WHAT THE TASK ASKS =>
Pictures in the data below are not part of the copy; transcribe everything else exactly.

..............................

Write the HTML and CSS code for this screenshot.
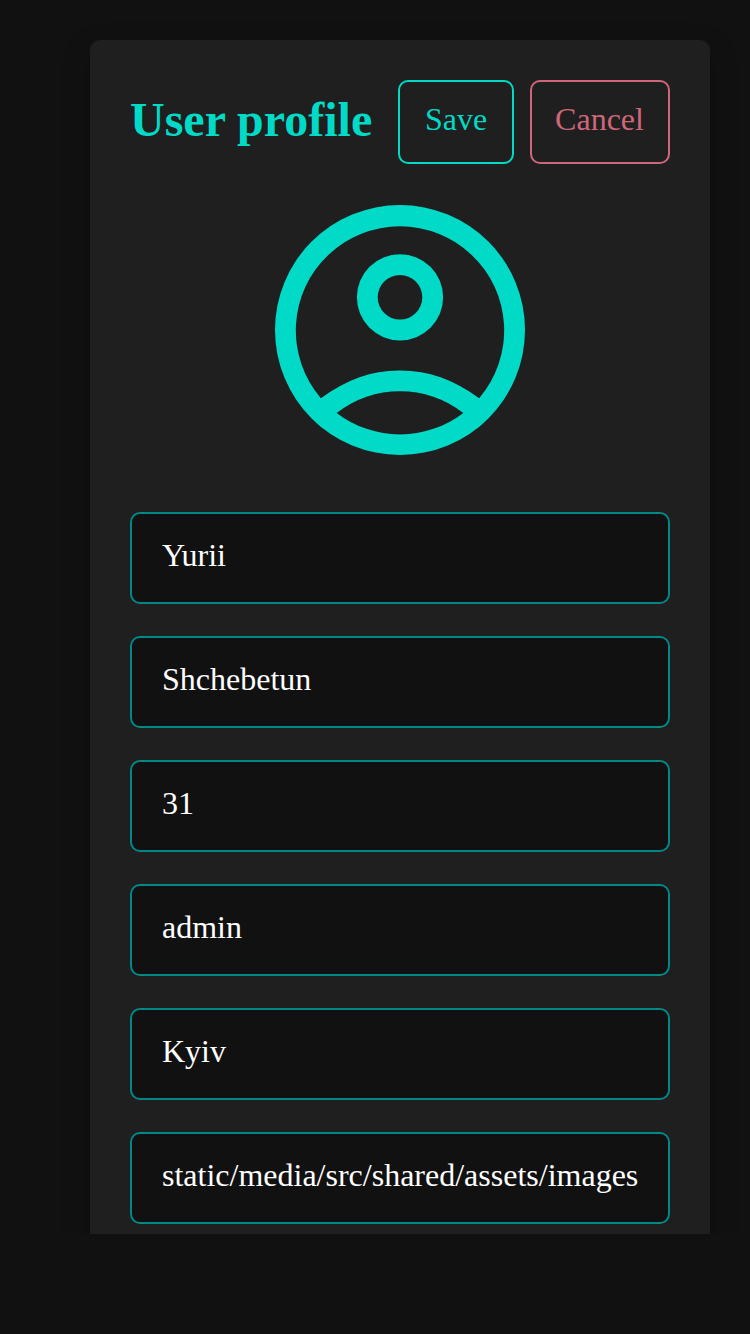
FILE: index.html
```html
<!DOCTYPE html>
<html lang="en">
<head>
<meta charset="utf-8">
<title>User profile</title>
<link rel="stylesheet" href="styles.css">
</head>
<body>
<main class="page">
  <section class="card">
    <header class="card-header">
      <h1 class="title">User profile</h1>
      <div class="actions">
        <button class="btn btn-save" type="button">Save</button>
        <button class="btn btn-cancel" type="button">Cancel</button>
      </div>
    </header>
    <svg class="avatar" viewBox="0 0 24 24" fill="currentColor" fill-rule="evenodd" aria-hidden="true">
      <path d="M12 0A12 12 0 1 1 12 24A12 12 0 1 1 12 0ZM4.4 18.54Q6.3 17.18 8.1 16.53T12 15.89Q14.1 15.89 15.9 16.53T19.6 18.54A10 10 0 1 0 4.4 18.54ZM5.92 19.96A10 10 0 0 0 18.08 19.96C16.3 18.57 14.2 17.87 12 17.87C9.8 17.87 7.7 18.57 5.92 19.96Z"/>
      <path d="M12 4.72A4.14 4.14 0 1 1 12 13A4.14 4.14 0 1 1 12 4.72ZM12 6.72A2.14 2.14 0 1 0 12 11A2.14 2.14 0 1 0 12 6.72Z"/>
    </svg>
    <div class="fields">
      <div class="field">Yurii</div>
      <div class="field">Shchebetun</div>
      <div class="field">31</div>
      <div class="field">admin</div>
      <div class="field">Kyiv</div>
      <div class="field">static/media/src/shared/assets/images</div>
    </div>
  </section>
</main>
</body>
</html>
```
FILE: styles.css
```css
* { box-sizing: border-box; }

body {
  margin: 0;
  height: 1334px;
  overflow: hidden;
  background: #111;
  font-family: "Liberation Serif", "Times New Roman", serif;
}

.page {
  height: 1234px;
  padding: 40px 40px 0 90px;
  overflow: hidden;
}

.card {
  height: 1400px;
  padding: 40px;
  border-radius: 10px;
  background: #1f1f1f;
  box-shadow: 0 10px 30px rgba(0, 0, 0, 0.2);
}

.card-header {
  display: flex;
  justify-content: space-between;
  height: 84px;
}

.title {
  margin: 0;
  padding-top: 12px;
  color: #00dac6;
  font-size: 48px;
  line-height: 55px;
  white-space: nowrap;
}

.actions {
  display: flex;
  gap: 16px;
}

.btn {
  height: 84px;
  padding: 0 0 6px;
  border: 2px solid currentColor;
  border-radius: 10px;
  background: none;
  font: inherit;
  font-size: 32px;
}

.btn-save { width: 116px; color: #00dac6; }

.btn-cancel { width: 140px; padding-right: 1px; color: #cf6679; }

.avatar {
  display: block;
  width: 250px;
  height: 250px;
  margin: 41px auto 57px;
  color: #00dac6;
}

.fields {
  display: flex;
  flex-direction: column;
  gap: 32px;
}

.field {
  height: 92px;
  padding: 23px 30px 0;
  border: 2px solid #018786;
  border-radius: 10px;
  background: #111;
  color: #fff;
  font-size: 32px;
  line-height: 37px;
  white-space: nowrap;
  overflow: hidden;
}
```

..............................

ANSWER BELOW =>
Write the HTML and CSS code for this screenshot.
FILE: index.html
```html
<!DOCTYPE html>
<html lang="en">
<head>
<meta charset="utf-8">
<title>User profile</title>
<link rel="stylesheet" href="styles.css">
</head>
<body>
<main class="page">
  <section class="card">
    <header class="card-header">
      <h1 class="title">User profile</h1>
      <div class="actions">
        <button class="btn btn-save" type="button">Save</button>
        <button class="btn btn-cancel" type="button">Cancel</button>
      </div>
    </header>
    <svg class="avatar" viewBox="0 0 24 24" fill="currentColor" fill-rule="evenodd" aria-hidden="true">
      <path d="M12 0A12 12 0 1 1 12 24A12 12 0 1 1 12 0ZM4.4 18.54Q6.3 17.18 8.1 16.53T12 15.89Q14.1 15.89 15.9 16.53T19.6 18.54A10 10 0 1 0 4.4 18.54ZM5.92 19.96A10 10 0 0 0 18.08 19.96C16.3 18.57 14.2 17.87 12 17.87C9.8 17.87 7.7 18.57 5.92 19.96Z"/>
      <path d="M12 4.72A4.14 4.14 0 1 1 12 13A4.14 4.14 0 1 1 12 4.72ZM12 6.72A2.14 2.14 0 1 0 12 11A2.14 2.14 0 1 0 12 6.72Z"/>
    </svg>
    <div class="fields">
      <div class="field">Yurii</div>
      <div class="field">Shchebetun</div>
      <div class="field">31</div>
      <div class="field">admin</div>
      <div class="field">Kyiv</div>
      <div class="field">static/media/src/shared/assets/images</div>
    </div>
  </section>
</main>
</body>
</html>
```
FILE: styles.css
```css
* { box-sizing: border-box; }

body {
  margin: 0;
  height: 1334px;
  overflow: hidden;
  background: #111;
  font-family: "Liberation Serif", "Times New Roman", serif;
}

.page {
  height: 1234px;
  padding: 40px 40px 0 90px;
  overflow: hidden;
}

.card {
  height: 1400px;
  padding: 40px;
  border-radius: 10px;
  background: #1f1f1f;
  box-shadow: 0 10px 30px rgba(0, 0, 0, 0.2);
}

.card-header {
  display: flex;
  justify-content: space-between;
  height: 84px;
}

.title {
  margin: 0;
  padding-top: 12px;
  color: #00dac6;
  font-size: 48px;
  line-height: 55px;
  white-space: nowrap;
}

.actions {
  display: flex;
  gap: 16px;
}

.btn {
  height: 84px;
  padding: 0 0 6px;
  border: 2px solid currentColor;
  border-radius: 10px;
  background: none;
  font: inherit;
  font-size: 32px;
}

.btn-save { width: 116px; color: #00dac6; }

.btn-cancel { width: 140px; padding-right: 1px; color: #cf6679; }

.avatar {
  display: block;
  width: 250px;
  height: 250px;
  margin: 41px auto 57px;
  color: #00dac6;
}

.fields {
  display: flex;
  flex-direction: column;
  gap: 32px;
}

.field {
  height: 92px;
  padding: 23px 30px 0;
  border: 2px solid #018786;
  border-radius: 10px;
  background: #111;
  color: #fff;
  font-size: 32px;
  line-height: 37px;
  white-space: nowrap;
  overflow: hidden;
}
```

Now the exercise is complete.